• _What you need to do_
Copy exactly the lines that run from the top of the listing to the line containing "<trade-app></trade-app>", both ends included, and omit the pictures.

• _Dataset extract_
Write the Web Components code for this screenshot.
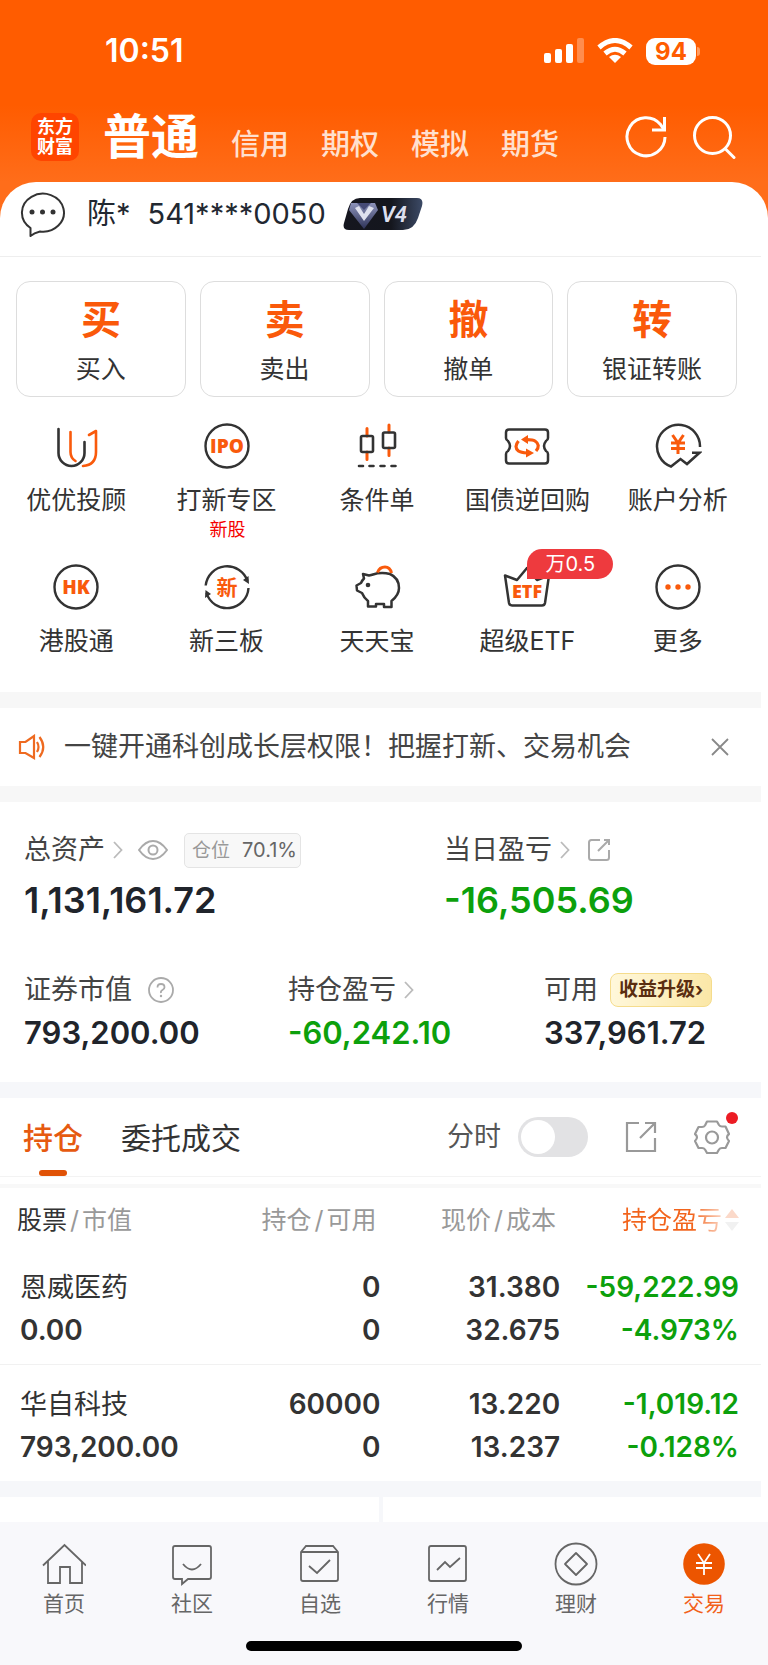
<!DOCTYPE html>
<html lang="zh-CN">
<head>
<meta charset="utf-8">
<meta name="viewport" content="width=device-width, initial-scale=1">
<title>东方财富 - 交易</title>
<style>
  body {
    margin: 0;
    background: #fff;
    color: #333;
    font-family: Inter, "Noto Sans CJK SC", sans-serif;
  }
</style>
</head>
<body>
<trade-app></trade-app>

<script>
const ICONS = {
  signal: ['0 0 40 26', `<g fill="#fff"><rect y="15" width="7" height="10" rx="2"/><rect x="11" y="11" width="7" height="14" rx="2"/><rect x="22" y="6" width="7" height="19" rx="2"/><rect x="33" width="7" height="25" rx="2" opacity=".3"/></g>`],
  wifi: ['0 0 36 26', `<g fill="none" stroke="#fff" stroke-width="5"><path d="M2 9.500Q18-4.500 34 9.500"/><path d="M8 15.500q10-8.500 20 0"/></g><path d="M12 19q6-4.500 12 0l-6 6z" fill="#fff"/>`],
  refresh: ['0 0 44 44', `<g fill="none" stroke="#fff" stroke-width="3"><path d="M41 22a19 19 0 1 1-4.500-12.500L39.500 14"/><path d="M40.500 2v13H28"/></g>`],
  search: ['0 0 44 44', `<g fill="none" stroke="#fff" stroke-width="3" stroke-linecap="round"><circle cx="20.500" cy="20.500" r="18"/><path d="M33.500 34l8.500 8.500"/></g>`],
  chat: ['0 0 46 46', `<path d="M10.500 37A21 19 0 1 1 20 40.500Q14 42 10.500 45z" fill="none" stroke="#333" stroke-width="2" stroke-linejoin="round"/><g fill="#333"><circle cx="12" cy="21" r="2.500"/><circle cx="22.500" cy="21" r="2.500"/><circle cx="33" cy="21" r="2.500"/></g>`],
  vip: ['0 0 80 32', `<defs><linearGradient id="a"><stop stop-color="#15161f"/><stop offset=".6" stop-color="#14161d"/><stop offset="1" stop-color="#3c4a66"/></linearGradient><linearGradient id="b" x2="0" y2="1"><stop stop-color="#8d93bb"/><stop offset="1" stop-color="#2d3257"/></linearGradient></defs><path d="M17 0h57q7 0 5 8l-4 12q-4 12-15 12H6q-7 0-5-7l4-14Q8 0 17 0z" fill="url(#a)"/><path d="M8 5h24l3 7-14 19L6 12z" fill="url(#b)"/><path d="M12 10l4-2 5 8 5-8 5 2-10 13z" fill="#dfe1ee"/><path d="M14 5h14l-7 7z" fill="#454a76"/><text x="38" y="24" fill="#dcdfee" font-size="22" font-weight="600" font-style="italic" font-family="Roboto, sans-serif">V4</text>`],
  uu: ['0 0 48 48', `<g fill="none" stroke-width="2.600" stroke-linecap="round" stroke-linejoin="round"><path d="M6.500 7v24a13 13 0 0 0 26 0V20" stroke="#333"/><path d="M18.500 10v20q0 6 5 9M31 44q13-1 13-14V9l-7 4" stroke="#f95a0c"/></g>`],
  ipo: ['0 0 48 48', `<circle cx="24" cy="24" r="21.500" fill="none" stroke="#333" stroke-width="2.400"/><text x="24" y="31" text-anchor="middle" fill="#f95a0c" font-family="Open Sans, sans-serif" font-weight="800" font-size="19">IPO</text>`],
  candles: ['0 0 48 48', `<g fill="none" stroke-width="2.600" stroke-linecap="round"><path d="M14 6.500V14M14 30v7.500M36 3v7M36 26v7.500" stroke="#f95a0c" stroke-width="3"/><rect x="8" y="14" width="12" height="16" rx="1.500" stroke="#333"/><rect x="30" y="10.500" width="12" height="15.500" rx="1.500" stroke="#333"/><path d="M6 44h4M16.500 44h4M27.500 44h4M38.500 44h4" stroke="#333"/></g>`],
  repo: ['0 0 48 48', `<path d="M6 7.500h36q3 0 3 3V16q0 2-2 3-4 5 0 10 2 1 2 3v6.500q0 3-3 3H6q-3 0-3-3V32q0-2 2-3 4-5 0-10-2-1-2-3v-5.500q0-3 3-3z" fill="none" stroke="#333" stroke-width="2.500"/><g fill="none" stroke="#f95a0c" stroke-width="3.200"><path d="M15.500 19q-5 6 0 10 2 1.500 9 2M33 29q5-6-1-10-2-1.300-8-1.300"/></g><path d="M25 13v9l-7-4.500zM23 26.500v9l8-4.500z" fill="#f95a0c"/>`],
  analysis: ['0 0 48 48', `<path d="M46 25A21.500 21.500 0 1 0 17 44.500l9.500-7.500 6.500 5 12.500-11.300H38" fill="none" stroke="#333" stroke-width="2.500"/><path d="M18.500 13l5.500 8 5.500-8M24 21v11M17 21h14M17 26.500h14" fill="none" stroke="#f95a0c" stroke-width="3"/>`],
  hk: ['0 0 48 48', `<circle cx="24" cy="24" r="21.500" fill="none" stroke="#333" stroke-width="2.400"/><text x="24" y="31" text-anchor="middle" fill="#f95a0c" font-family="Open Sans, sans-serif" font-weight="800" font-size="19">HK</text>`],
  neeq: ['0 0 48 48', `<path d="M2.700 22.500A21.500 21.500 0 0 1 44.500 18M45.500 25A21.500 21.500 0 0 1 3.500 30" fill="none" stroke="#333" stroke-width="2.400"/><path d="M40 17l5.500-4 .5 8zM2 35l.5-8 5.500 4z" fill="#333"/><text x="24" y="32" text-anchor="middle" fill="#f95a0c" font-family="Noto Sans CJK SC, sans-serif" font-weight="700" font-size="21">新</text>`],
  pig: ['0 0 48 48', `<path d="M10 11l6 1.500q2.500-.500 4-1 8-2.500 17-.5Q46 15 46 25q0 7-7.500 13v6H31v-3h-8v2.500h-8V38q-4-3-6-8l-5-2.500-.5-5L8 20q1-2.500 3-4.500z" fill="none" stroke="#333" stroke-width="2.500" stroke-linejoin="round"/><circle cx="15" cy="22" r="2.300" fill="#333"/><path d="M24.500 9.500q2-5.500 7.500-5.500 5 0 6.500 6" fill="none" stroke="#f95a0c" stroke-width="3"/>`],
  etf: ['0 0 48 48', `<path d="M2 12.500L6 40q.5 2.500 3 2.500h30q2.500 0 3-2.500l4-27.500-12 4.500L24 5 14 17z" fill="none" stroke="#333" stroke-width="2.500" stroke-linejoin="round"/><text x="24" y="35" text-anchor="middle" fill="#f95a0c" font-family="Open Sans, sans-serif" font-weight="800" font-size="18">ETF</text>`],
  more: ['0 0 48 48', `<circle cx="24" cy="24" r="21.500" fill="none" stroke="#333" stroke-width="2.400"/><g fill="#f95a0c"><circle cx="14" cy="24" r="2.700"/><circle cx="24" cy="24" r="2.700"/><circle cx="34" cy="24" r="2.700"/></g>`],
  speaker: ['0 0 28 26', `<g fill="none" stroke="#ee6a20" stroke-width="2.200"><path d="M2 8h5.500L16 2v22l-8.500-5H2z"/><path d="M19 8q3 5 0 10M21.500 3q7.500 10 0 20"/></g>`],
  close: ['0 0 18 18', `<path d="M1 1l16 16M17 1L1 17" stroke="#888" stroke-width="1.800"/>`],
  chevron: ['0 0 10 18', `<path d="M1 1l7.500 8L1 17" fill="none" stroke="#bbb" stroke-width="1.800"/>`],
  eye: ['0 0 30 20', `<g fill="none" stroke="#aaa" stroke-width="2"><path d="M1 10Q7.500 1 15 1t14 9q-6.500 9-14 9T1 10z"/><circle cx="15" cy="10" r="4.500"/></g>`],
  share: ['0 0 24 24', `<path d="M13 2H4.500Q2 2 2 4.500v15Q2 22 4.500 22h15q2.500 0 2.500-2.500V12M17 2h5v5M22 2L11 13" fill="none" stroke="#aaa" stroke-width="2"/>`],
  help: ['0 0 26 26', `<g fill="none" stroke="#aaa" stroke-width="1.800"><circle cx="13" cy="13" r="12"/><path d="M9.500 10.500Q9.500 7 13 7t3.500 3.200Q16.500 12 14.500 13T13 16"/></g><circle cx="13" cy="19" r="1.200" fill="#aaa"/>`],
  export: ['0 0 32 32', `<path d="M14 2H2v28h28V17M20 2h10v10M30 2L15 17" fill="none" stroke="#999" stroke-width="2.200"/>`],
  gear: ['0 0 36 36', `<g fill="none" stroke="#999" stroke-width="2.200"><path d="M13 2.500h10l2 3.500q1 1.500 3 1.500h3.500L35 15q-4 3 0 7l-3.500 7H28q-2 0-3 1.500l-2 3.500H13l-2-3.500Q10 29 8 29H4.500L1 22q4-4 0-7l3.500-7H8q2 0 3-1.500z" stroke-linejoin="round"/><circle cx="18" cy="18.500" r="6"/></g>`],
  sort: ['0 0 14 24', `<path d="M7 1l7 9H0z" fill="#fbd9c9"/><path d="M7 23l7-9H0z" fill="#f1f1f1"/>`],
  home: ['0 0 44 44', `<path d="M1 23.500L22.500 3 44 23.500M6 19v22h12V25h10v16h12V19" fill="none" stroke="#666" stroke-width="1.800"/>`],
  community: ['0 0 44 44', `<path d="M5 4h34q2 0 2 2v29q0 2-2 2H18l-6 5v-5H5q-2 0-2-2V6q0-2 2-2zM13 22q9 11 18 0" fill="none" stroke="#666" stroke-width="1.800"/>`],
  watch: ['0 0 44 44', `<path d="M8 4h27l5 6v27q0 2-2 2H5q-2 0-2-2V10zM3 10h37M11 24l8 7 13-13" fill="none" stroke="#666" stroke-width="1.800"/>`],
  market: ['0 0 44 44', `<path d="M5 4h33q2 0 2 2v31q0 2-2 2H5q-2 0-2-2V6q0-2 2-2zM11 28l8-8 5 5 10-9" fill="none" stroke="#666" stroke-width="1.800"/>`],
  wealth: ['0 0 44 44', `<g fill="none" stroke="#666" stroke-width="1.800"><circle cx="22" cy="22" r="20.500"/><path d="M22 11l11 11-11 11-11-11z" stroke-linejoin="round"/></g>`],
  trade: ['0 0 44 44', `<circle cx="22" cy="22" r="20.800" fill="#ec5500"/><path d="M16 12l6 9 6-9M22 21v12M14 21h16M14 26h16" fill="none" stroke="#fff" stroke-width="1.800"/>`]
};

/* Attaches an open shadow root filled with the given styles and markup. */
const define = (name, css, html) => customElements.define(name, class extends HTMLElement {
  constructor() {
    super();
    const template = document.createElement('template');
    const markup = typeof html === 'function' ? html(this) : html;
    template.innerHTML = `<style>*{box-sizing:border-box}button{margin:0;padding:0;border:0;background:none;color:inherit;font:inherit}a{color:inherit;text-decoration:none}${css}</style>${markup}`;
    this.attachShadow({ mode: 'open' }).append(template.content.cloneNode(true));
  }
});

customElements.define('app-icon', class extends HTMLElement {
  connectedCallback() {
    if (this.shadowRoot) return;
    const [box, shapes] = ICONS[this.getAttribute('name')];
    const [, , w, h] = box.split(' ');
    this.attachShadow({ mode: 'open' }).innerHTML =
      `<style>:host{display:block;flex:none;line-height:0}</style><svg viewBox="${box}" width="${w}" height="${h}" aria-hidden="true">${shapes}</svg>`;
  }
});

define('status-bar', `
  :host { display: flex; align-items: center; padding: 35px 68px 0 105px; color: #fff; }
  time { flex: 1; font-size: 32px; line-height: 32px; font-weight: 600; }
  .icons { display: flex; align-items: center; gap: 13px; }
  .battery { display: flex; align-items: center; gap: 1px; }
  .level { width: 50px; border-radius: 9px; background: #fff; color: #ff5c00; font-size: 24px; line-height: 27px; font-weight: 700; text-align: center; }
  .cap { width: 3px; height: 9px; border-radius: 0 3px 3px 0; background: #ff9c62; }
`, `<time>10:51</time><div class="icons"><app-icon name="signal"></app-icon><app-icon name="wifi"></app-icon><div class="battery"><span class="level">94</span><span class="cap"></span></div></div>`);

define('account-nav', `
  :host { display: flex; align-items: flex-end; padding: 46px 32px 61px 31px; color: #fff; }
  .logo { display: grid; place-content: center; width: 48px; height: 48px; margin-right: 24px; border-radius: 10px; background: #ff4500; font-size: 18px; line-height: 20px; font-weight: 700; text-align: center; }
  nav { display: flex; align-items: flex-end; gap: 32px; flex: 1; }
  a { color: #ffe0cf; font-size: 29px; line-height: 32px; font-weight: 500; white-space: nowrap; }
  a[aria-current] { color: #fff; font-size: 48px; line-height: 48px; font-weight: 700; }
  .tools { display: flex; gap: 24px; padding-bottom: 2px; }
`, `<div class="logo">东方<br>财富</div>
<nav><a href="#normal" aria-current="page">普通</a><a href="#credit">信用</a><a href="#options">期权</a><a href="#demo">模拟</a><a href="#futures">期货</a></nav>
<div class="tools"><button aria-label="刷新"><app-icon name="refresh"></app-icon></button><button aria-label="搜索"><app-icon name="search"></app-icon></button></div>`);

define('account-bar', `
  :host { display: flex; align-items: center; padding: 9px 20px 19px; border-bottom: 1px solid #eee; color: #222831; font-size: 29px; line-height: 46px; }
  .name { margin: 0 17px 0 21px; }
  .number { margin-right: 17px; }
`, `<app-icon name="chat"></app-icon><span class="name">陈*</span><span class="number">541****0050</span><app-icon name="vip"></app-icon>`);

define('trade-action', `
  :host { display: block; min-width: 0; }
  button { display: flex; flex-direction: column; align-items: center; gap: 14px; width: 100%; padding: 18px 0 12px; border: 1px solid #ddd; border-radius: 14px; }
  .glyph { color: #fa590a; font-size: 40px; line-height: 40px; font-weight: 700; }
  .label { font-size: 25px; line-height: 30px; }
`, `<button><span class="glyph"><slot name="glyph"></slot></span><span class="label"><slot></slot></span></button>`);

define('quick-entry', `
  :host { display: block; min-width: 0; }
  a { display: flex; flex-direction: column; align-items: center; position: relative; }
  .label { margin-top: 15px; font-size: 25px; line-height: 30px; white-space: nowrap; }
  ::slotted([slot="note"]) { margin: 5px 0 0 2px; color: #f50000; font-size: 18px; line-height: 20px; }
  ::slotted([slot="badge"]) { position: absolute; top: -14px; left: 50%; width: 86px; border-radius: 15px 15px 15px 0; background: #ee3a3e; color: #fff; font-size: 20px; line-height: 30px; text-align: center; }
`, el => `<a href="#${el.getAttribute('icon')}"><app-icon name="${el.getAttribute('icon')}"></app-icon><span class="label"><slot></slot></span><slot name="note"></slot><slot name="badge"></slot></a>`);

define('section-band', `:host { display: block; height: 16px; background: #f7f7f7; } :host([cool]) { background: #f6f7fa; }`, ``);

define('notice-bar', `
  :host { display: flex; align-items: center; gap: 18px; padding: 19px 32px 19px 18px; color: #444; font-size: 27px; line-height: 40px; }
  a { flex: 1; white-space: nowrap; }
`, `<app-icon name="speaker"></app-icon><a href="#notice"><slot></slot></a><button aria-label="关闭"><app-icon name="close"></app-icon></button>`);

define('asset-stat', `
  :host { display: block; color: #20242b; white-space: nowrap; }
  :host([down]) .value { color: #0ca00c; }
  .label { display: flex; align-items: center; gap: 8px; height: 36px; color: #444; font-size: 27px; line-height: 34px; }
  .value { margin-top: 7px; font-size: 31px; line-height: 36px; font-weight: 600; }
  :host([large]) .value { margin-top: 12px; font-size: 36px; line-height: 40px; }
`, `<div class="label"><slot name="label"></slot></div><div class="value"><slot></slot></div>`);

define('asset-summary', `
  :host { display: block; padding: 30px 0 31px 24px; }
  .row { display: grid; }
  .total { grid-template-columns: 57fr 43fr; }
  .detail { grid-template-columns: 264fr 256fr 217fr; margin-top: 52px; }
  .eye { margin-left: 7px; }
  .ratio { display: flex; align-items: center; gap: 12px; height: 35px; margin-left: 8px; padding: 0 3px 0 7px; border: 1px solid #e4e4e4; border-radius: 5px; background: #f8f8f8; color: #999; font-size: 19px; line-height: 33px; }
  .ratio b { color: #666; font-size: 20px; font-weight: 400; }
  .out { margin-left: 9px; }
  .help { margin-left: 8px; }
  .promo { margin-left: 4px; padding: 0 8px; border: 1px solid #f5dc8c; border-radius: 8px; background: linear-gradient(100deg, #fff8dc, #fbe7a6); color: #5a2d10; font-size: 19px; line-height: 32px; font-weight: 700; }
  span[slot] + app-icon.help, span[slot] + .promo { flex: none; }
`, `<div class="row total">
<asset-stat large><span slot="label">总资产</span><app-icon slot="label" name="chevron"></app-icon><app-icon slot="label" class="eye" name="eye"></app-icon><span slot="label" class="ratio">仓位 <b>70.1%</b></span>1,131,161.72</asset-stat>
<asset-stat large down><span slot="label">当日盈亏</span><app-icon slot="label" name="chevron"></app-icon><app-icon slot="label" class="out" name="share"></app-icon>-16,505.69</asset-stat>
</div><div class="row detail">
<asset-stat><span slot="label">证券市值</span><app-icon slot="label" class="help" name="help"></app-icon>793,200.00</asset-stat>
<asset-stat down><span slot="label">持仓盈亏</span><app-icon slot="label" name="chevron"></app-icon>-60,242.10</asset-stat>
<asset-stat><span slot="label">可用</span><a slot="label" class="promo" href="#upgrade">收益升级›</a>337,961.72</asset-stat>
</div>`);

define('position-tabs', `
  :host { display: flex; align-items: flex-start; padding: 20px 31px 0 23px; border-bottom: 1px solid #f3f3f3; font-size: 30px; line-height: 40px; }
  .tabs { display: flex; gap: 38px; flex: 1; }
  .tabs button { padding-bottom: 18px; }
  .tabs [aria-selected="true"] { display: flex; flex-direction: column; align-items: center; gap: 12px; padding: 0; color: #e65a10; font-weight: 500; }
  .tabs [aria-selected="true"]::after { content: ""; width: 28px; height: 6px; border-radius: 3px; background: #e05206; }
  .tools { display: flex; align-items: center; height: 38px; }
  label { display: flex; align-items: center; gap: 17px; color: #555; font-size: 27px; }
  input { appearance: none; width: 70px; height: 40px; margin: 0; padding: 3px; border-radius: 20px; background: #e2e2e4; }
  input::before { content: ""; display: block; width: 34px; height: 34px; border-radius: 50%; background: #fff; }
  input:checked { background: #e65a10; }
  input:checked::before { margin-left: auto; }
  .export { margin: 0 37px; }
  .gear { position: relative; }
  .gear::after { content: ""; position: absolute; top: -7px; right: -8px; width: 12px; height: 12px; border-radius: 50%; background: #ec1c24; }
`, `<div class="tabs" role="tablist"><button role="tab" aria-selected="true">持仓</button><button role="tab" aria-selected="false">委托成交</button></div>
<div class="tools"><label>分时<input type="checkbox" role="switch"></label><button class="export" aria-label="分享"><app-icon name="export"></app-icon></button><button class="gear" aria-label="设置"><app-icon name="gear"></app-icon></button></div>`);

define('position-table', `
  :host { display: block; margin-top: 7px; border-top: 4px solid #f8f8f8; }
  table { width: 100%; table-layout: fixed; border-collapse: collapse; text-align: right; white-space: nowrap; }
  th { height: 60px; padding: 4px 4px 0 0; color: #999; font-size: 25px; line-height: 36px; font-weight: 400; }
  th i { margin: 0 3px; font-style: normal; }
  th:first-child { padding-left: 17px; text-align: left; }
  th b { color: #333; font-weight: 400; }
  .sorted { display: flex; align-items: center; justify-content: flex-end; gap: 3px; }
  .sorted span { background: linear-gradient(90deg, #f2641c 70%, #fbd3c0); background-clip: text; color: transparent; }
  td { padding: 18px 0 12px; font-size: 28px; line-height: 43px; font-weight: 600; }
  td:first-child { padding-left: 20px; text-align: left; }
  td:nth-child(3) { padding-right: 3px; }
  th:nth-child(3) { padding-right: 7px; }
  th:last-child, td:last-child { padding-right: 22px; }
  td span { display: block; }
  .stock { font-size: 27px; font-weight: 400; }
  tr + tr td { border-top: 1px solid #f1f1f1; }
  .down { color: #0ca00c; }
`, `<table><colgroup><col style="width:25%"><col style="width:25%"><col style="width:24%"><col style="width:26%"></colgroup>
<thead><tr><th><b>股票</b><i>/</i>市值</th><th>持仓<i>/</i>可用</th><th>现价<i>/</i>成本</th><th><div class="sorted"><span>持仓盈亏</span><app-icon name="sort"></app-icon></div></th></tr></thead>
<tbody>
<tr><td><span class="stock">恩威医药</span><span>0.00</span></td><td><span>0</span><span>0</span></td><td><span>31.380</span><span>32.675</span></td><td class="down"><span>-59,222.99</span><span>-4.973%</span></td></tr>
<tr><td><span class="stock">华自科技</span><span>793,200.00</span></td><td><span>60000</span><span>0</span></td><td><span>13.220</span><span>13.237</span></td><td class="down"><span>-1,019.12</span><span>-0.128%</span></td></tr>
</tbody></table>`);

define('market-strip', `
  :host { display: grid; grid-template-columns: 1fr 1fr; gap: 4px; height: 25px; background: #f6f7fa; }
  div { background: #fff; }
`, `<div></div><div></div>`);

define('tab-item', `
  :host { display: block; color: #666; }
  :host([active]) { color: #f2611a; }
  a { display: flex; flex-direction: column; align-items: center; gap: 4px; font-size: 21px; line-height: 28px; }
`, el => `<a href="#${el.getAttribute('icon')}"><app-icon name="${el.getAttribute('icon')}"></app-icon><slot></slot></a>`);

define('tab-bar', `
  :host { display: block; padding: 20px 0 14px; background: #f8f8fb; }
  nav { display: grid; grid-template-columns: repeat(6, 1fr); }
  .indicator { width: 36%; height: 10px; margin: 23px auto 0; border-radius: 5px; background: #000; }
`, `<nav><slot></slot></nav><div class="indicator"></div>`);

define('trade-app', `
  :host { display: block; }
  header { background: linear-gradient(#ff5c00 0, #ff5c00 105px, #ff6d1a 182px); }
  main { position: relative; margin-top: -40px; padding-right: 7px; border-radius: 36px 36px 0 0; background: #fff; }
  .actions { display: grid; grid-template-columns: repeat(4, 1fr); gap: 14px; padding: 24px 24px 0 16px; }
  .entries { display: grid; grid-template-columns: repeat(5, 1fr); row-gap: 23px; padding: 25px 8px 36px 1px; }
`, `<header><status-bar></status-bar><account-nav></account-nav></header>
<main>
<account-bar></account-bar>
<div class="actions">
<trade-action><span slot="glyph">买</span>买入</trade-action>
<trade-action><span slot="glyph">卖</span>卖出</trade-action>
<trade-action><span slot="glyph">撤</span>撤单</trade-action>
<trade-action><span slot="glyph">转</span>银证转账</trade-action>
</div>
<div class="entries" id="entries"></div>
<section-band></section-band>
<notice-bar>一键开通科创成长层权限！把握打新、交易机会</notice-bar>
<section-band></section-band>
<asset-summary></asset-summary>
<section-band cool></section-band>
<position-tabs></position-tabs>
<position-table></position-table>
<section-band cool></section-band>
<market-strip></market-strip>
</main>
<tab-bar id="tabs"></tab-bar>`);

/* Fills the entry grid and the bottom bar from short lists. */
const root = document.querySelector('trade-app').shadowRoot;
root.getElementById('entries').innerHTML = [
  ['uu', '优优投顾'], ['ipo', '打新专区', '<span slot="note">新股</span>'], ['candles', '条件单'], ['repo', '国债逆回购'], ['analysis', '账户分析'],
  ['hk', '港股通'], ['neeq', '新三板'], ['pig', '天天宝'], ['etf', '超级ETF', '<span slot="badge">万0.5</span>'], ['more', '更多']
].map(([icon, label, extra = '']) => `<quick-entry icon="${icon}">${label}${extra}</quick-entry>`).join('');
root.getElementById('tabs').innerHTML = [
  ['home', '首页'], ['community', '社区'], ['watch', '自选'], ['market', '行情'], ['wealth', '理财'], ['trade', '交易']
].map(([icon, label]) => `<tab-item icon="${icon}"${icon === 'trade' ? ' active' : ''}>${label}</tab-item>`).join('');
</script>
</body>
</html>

• _Answer for the task_
Write the Web Components code for this screenshot.
<!DOCTYPE html>
<html lang="zh-CN">
<head>
<meta charset="utf-8">
<meta name="viewport" content="width=device-width, initial-scale=1">
<title>东方财富 - 交易</title>
<style>
  body {
    margin: 0;
    background: #fff;
    color: #333;
    font-family: Inter, "Noto Sans CJK SC", sans-serif;
  }
</style>
</head>
<body>
<trade-app></trade-app>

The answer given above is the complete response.